I got the idea for this from Bon Appetit's recipe for Pea Puree with Shrimp and Scallops. I hate following directions though, so I made up my own vegetable puree. This puree is jam-packed with flavor from roasted vegetables, fresh herbs, and spicy arugula. If you wanted to make a slightly richer puree, I think green olives or walnuts would make an awesome addition.
I served this with roasted asparagus and a Sriracha dipping sauce (see below).
What you need for the Green Veggie Puree (which can be made ahead of time):
4 cups fresh Broccoli florets
Salt and Pepper
1/4 cup fat-free Cream Cheese
2 Garlic Cloves
2-3 tablespoons EACH fresh Cilantro and Mint
1/2 cup (packed) fresh Arugula
1-2 teaspoons Lemon juice
Start by roasting the veggies: Heat oven to 375 degrees Fahrenheit. Spread broccoli and zucchini across a baking sheet. Lightly drizzle with olive oil and sprinkle with salt. Toss with a spatula to evenly coat. Roast for 30-45 minutes, or until vegetables are cooked through and slightly browned. Let cool.

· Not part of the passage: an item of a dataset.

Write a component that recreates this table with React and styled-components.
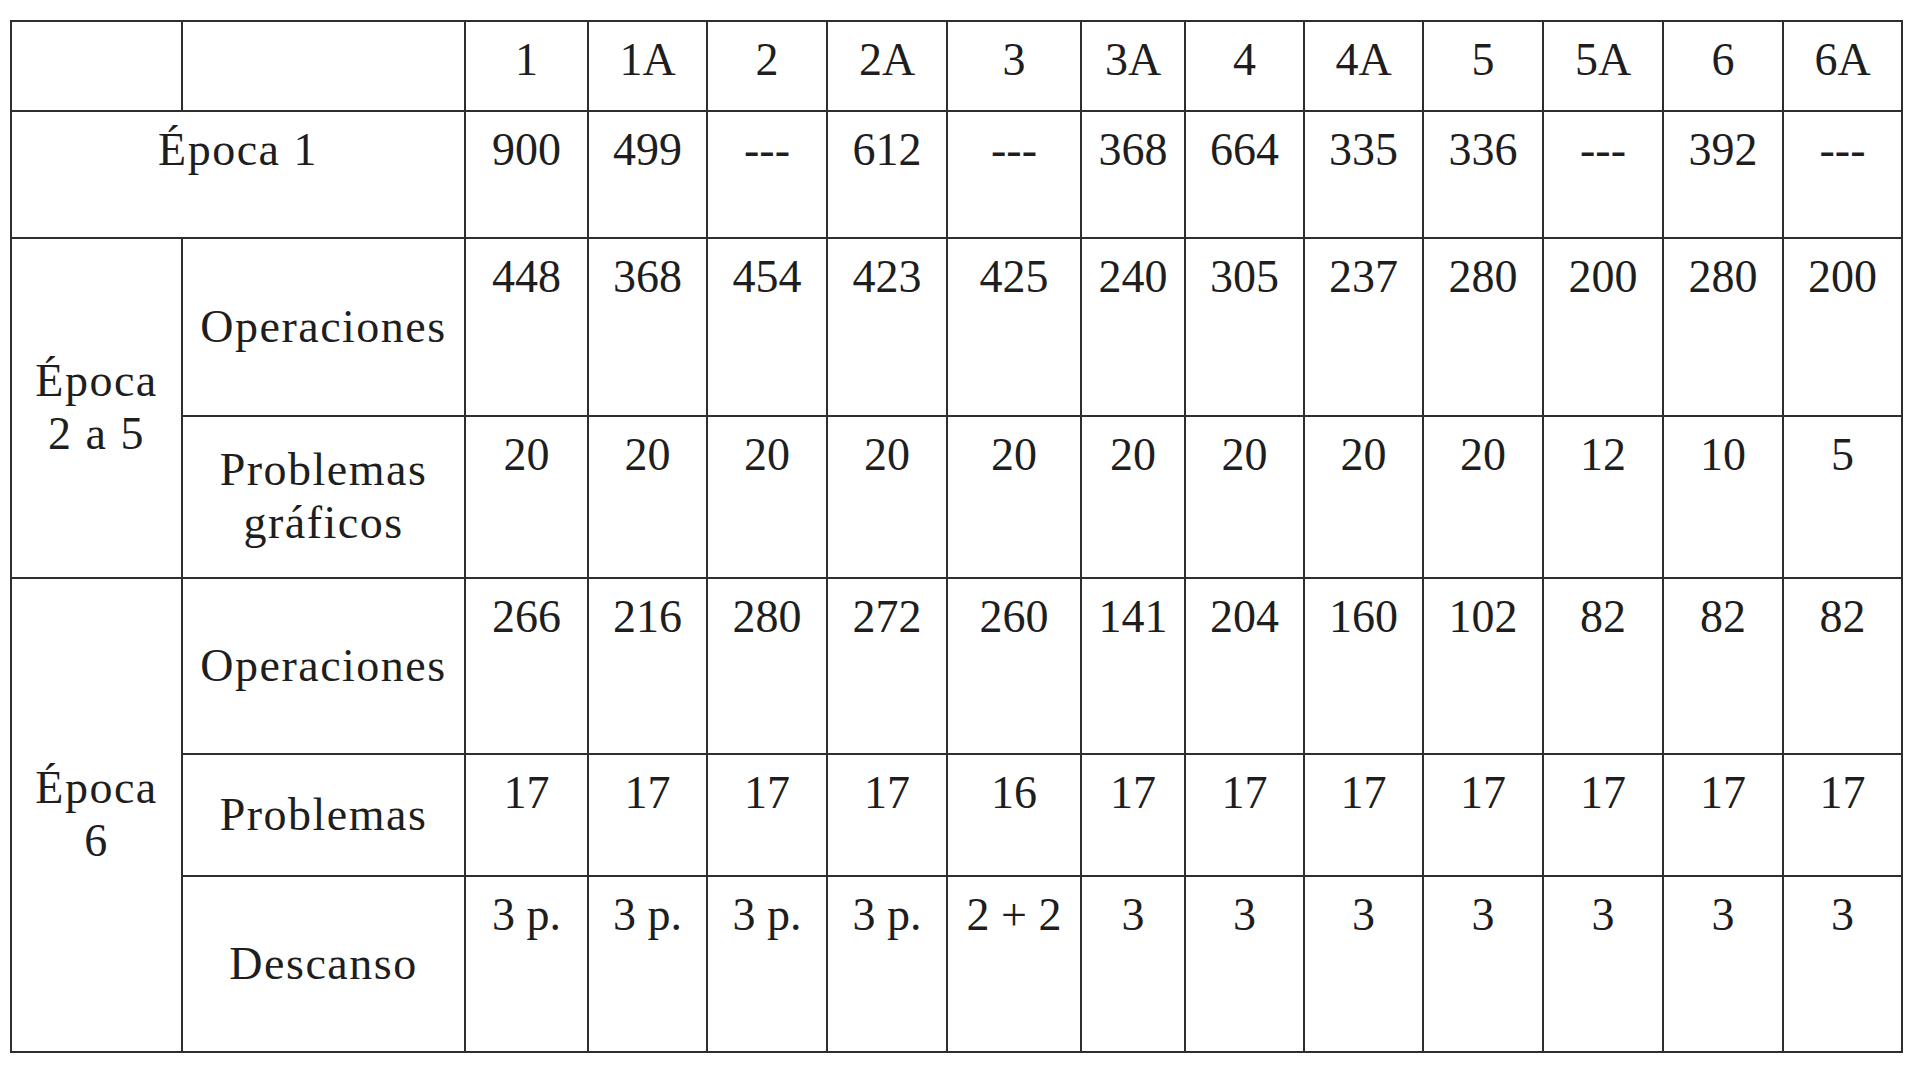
import React from 'react';
import styled, { createGlobalStyle } from 'styled-components';

const GlobalStyle = createGlobalStyle`
  html, body {
    margin: 0;
    padding: 0;
    background: #ffffff;
  }
  body {
    font-family: "Liberation Serif", "Times New Roman", serif;
    color: #1e1e1e;
  }
`;

const Page = styled.div`
  width: 1920px;
  height: 1069px;
  padding: 20px 0 0 10px;
  box-sizing: border-box;
  background: #fff;
  overflow: hidden;
`;

const Table = styled.table`
  border-collapse: collapse;
  table-layout: fixed;
  width: 1893px;
  font-size: 46px;
  line-height: 1.15;
`;

const Cell = styled.td`
  border: 2px solid #2e2e2e;
  box-sizing: border-box;
  height: ${(p) => p.$h}px;
  padding: ${(p) => (p.$label ? '0 4px' : '12px 0 0')};
  text-align: center;
  vertical-align: ${(p) => (p.$label ? 'middle' : 'top')};
  letter-spacing: ${(p) => (p.$label ? '1.5px' : '0')};
  white-space: nowrap;
`;

const TopCell = styled(Cell)`
  padding: 12px 0 0;
  vertical-align: top;
`;

const colWidths = [171, 283, 123, 119, 120, 120, 134, 104, 119, 119, 120, 120, 120, 119];

const headers = ['1', '1A', '2', '2A', '3', '3A', '4', '4A', '5', '5A', '6', '6A'];

const epoca1 = ['900', '499', '---', '612', '---', '368', '664', '335', '336', '---', '392', '---'];

const rows25 = {
  ops: ['448', '368', '454', '423', '425', '240', '305', '237', '280', '200', '280', '200'],
  graf: ['20', '20', '20', '20', '20', '20', '20', '20', '20', '12', '10', '5'],
};

const rows6 = {
  ops: ['266', '216', '280', '272', '260', '141', '204', '160', '102', '82', '82', '82'],
  prob: ['17', '17', '17', '17', '16', '17', '17', '17', '17', '17', '17', '17'],
  desc: ['3 p.', '3 p.', '3 p.', '3 p.', '2 + 2', '3', '3', '3', '3', '3', '3', '3'],
};

const Values = ({ values, h }) =>
  values.map((v, i) => (
    <Cell key={i} $h={h}>
      {v}
    </Cell>
  ));

const App = () => {
  return (
    <Page>
      <GlobalStyle />
      <Table>
        <colgroup>
          {colWidths.map((w, i) => (
            <col key={i} style={{ width: w }} />
          ))}
        </colgroup>
        <tbody>
          <tr>
            <Cell $h={90} />
            <Cell $h={90} />
            <Values values={headers} h={90} />
          </tr>
          <tr>
            <TopCell $h={127} colSpan={2} $label>
              Época 1
            </TopCell>
            <Values values={epoca1} h={127} />
          </tr>
          <tr>
            <Cell rowSpan={2} $label $h={178}>
              Época
              <br />2 a 5
            </Cell>
            <Cell $label $h={178}>
              Operaciones
            </Cell>
            <Values values={rows25.ops} h={178} />
          </tr>
          <tr>
            <Cell $label $h={162}>
              Problemas
              <br />
              gráficos
            </Cell>
            <Values values={rows25.graf} h={162} />
          </tr>
          <tr>
            <Cell rowSpan={3} $label $h={176}>
              Época
              <br />6
            </Cell>
            <Cell $label $h={176}>
              Operaciones
            </Cell>
            <Values values={rows6.ops} h={176} />
          </tr>
          <tr>
            <Cell $label $h={122}>
              Problemas
            </Cell>
            <Values values={rows6.prob} h={122} />
          </tr>
          <tr>
            <Cell $label $h={176}>
              Descanso
            </Cell>
            <Values values={rows6.desc} h={176} />
          </tr>
        </tbody>
      </Table>
    </Page>
  );
};

export default App;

Puree roasted vegetables and remaining ingredients using a food processor or immersion blender. Add a bit more olive oil, salt, and pepper to taste. Refrigerate until ready for use.
What you need for the Shrimp and Scallops:
1/2 pound jumbo Scallops, rinsed and patted dry
1/2 pound large Shrimp, peeled and patted dry
Salt and Pepper
Heat a splash of olive oil in a large saucepan over medium high heat. Season the scallops and shrimp lightly with salt and pepper. When the oil is hot, sear the scallops and shrimp for 2-3 minutes per side, or until golden brown and opaque in the center.
Serve with the vegetable puree and Sriracha sauce. Enjoy!
1/4 cup plain low fat Yogurt (or fat free Greek yogurt)
2 tablespoons light Mayonnaise
Sriracha to taste
1/2 teaspoon Garlic Powder
Mix all ingredients. (You could also just use mayonnaise instead of the yogurt and mayo mix, but this version cuts some calories) This is tasty with pretty much everything. So you might want to make some extra.